= AIM OF THE TASK =
Extract each line bearing the word "index".

= RECORDED INFORMATION =
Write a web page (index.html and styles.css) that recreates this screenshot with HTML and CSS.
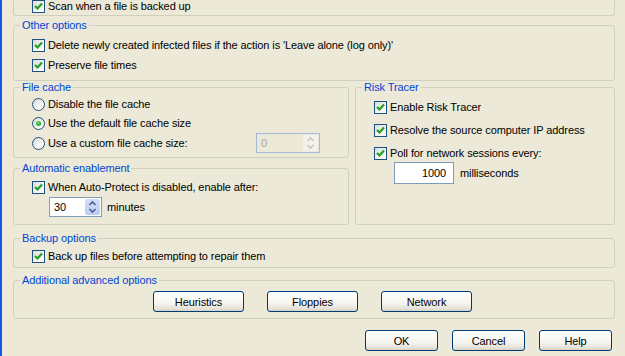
FILE: index.html
```html
<!DOCTYPE html>
<html lang="en">
<head>
    <meta charset="UTF-8">
    <title>Auto-Protect Advanced Options</title>
    <link rel="stylesheet" href="styles.css">
</head>
<body>
<div class="window">
    <div class="group group-top">
        <div class="opt opt-cut">
            <span class="check"><svg width="11" height="11" viewBox="0 0 11 11"><polyline points="2,5 4.5,7.5 9,2.5"/></svg></span>Scan when a file is backed up
        </div>
    </div>

    <fieldset class="group other">
        <legend>Other options</legend>
        <div class="body">
            <div class="opt"><span class="check"><svg width="11" height="11" viewBox="0 0 11 11"><polyline points="2,5 4.5,7.5 9,2.5"/></svg></span>Delete newly created infected files if the action is 'Leave alone (log only)'</div>
            <div class="opt"><span class="check"><svg width="11" height="11" viewBox="0 0 11 11"><polyline points="2,5 4.5,7.5 9,2.5"/></svg></span>Preserve file times</div>
        </div>
    </fieldset>

    <div class="cols">
        <div class="col-left">
            <fieldset class="group cache">
                <legend>File cache</legend>
                <div class="body">
                    <div class="choice"><span class="radio"></span>Disable the file cache</div>
                    <div class="choice"><span class="radio on"></span>Use the default file cache size</div>
                    <div class="choice choice-last">
                        <span class="radio"></span>Use a custom file cache size:
                        <span class="spin spin-off cache-size">
                            <span class="spin-val">0</span>
                            <span class="spin-btn">
                                <svg width="13" height="16" viewBox="0 0 13 16"><path d="M3.5 6 L6.5 3 L9.5 6 M3.5 10 L6.5 13 L9.5 10"/></svg>
                            </span>
                        </span>
                    </div>
                </div>
            </fieldset>

            <fieldset class="group auto">
                <legend>Automatic enablement</legend>
                <div class="body">
                    <div class="opt"><span class="check"><svg width="11" height="11" viewBox="0 0 11 11"><polyline points="2,5 4.5,7.5 9,2.5"/></svg></span>When Auto-Protect is disabled, enable after:</div>
                    <div class="spin-row">
                        <span class="spin minutes">
                            <span class="spin-val">30</span>
                            <span class="spin-btn">
                                <svg width="13" height="16" viewBox="0 0 13 16"><path d="M3.5 6 L6.5 3 L9.5 6 M3.5 10 L6.5 13 L9.5 10"/></svg>
                            </span>
                        </span>
                        <span>minutes</span>
                    </div>
                </div>
            </fieldset>
        </div>

        <fieldset class="group tracer">
            <legend>Risk Tracer</legend>
            <div class="body">
                <div class="opt"><span class="check"><svg width="11" height="11" viewBox="0 0 11 11"><polyline points="2,5 4.5,7.5 9,2.5"/></svg></span>Enable Risk Tracer</div>
                <div class="opt"><span class="check"><svg width="11" height="11" viewBox="0 0 11 11"><polyline points="2,5 4.5,7.5 9,2.5"/></svg></span>Resolve the source computer IP address</div>
                <div class="opt"><span class="check"><svg width="11" height="11" viewBox="0 0 11 11"><polyline points="2,5 4.5,7.5 9,2.5"/></svg></span>Poll for network sessions every:</div>
                <div class="poll-row">
                    <span class="edit">1000</span>
                    <span>milliseconds</span>
                </div>
            </div>
        </fieldset>
    </div>

    <fieldset class="group backup">
        <legend>Backup options</legend>
        <div class="body">
            <div class="opt"><span class="check"><svg width="11" height="11" viewBox="0 0 11 11"><polyline points="2,5 4.5,7.5 9,2.5"/></svg></span>Back up files before attempting to repair them</div>
        </div>
    </fieldset>

    <fieldset class="group extra">
        <legend>Additional advanced options</legend>
        <div class="body">
            <button class="btn btn-wide">Heuristics</button>
            <button class="btn btn-wide">Floppies</button>
            <button class="btn btn-wide">Network</button>
        </div>
    </fieldset>

    <div class="actions">
        <button class="btn">OK</button>
        <button class="btn">Cancel</button>
        <button class="btn">Help</button>
    </div>
</div>
</body>
</html>
```

FILE: styles.css
```css
body {
    margin: 0;
    background-color: #ece9d8;
    font-family: "Liberation Sans", Arial, sans-serif;
    font-size: 11px;
    line-height: 13px;
    letter-spacing: -0.1px;
    color: #000;
    overflow: hidden;
}
.window {
    height: 356px;
    border-left: 2px solid #1656e6;
    padding: 0 10px 0 11px;
    box-sizing: border-box;
    overflow: hidden;
}

/* group boxes */
.group {
    margin: 0;
    padding: 0;
    min-width: 0;
    border: 1px solid #d0d0bf;
    border-radius: 3px;
}
.group legend {
    color: #0046d5;
    padding: 0 2px;
    margin-left: 6px;
    line-height: 13px;
}
.group .body {
    padding-left: 18px;
    display: flex;
    flex-direction: column;
}
.group-top {
    border-top: none;
    border-radius: 0 0 3px 3px;
    height: 15px;
    padding-left: 18px;
}
.other {
    margin-top: 3px;
}
.other .body {
    padding-top: 7px;
    padding-bottom: 8px;
    gap: 7px;
}
.cols {
    display: flex;
    gap: 6px;
}
.col-left {
    width: 336px;
    display: flex;
    flex-direction: column;
}
.cache .body {
    padding-top: 1px;
    padding-bottom: 4px;
    padding-right: 28px;
}
.auto {
    margin-top: 4px;
}
.auto .body {
    padding-top: 6px;
    padding-bottom: 7px;
}
.tracer {
    flex: 1;
}
.tracer .body {
    padding-top: 7px;
    gap: 10px;
}
.backup {
    margin-top: 7px;
}
.backup .body {
    padding-top: 5px;
    padding-bottom: 4px;
}
.extra {
    margin-top: 6px;
}
.extra .body {
    flex-direction: row;
    padding: 4px 0 6px 139px;
    gap: 23px;
}

/* check boxes and radios */
.opt {
    display: flex;
    align-items: center;
    height: 13px;
    white-space: nowrap;
}
.check {
    width: 13px;
    height: 13px;
    box-sizing: border-box;
    border: 1px solid #1c5180;
    background: linear-gradient(135deg, #dcdcd7 0%, #f4f4f1 60%, #ffffff 100%);
    margin-right: 3px;
    flex-shrink: 0;
    display: flex;
}
.check svg polyline {
    fill: none;
    stroke: #21a121;
    stroke-width: 2.2;
}
.choice {
    display: flex;
    align-items: center;
    height: 19px;
    white-space: nowrap;
}
.choice-last {
    height: 20px;
}
.radio {
    width: 13px;
    height: 13px;
    box-sizing: border-box;
    border: 1px solid #1c5180;
    border-radius: 50%;
    background: linear-gradient(135deg, #d8d8d2 0%, #f4f4f1 60%, #ffffff 100%);
    margin-right: 3px;
    flex-shrink: 0;
    display: flex;
    align-items: center;
    justify-content: center;
}
.radio.on::after {
    content: "";
    width: 5px;
    height: 5px;
    border-radius: 50%;
    background: radial-gradient(circle at 40% 40%, #6be36b 0%, #21a121 70%);
}

/* spin boxes and edits */
.spin {
    display: flex;
    height: 20px;
    box-sizing: border-box;
    border: 1px solid #7f9db9;
    background: #fff;
}
.spin-val {
    flex: 1;
    padding-left: 4px;
    line-height: 18px;
}
.spin-btn {
    width: 15px;
    margin: 1px;
    border-radius: 2px;
    background: linear-gradient(#d3defc, #b9cdf6);
    display: flex;
    align-items: center;
    justify-content: center;
}
.spin-btn path {
    fill: none;
    stroke: #4d6185;
    stroke-width: 1.6;
}
.cache-size {
    width: 64px;
    margin-left: auto;
}
.spin-off {
    border-color: #a5b9d9;
    background: #ece9d8;
    color: #aca899;
}
.spin-off .spin-btn {
    background: #f3f2ec;
}
.spin-off .spin-btn path {
    stroke: #c9c7ba;
}
.spin-row {
    display: flex;
    align-items: center;
    gap: 5px;
    margin: 3px 0 0 17px;
}
.minutes {
    width: 53px;
}
.poll-row {
    display: flex;
    align-items: center;
    gap: 6px;
    margin: -8px 0 0 20px;
}
.edit {
    width: 60px;
    height: 22px;
    box-sizing: border-box;
    border: 1px solid #7f9db9;
    background: #fff;
    text-align: right;
    padding-right: 7px;
    line-height: 20px;
}

/* buttons */
.btn {
    font-family: inherit;
    font-size: 11px;
    letter-spacing: -0.1px;
    color: #000;
    width: 73px;
    height: 21px;
    padding: 0;
    border: 1px solid #003c74;
    border-radius: 3px;
    background: linear-gradient(#ffffff 0%, #f5f4ef 60%, #e3e0d5 90%, #d6d0c5 100%);
}
.btn-wide {
    width: 91px;
}
.actions {
    display: flex;
    justify-content: flex-end;
    gap: 14px;
    margin-top: 11px;
    padding-right: 3px;
}
```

= FINISHED EXERCISE =
Write a web page (index.html and styles.css) that recreates this screenshot with HTML and CSS.
FILE: index.html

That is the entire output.